You need to look at the difference between effective tax rates and marginal tax rates. In the U.S., there were so many loopholes and incentives that no one paid anywhere near 90%.
Also, if you look at the percentage of GDP the U.S. takes in as revenue, it has hovered between 14% and 21% since 1945, regardless of what tax rates were. The highest it ever was was in 1999 during the dot-com boom. The peaks and troughs in revenue track with recessions and booms, and not the tax rate. Kennedy dropped the tax rate from 91% to 70%, and revenue remained about the same. Reagan dropped it all the way to 28%, and again revenue remained about the same. It would appear that high marginal tax rates don’t really buy you more revenue - either because of tax avoidance, or maybe because the economy slows down when taxes go up, or something else. Look up Hauser’s Law for details.
In short, if you are counting on higher taxes to raise all the money you need for your socialist plans, prepare to be disappointed.
And as I just said, those higher tax rates had pretty much no effect on revenue. So what’s the point?
Dell by himself might not, but add all the millionaires, billionaires, corporate charity and smaller individual charity, and you get quite a sum. In 2009 private charity was about $423 billion dollars. But again, I’m not arguing against a government safety net - just government control of the economy.
How about free-market socialism? The government is allowed to own businesses, which compete with the other businesses in the same industries. If it’s something that government can do more efficiently, then the government business will end up outcompeting the private business. If it’s something that the government doesn’t do efficiently, then the private business will end up outcompeting the government one.

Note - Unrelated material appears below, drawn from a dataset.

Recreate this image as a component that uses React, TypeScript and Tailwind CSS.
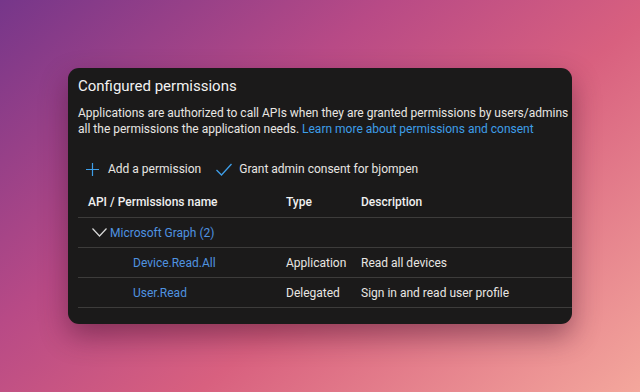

Either way, we end up with the efficient option.
Except, don’t handicap the government business by making them fund pensions for people who aren’t even born yet, and the like.
I don’t know if this is tongue-in-cheek or not, but it’s not hard to ‘out-compete’ someone when your ‘business’ operates with a bottomless pit of taxpayer money, and when you are also the referee that determines the rules under which everyone plays.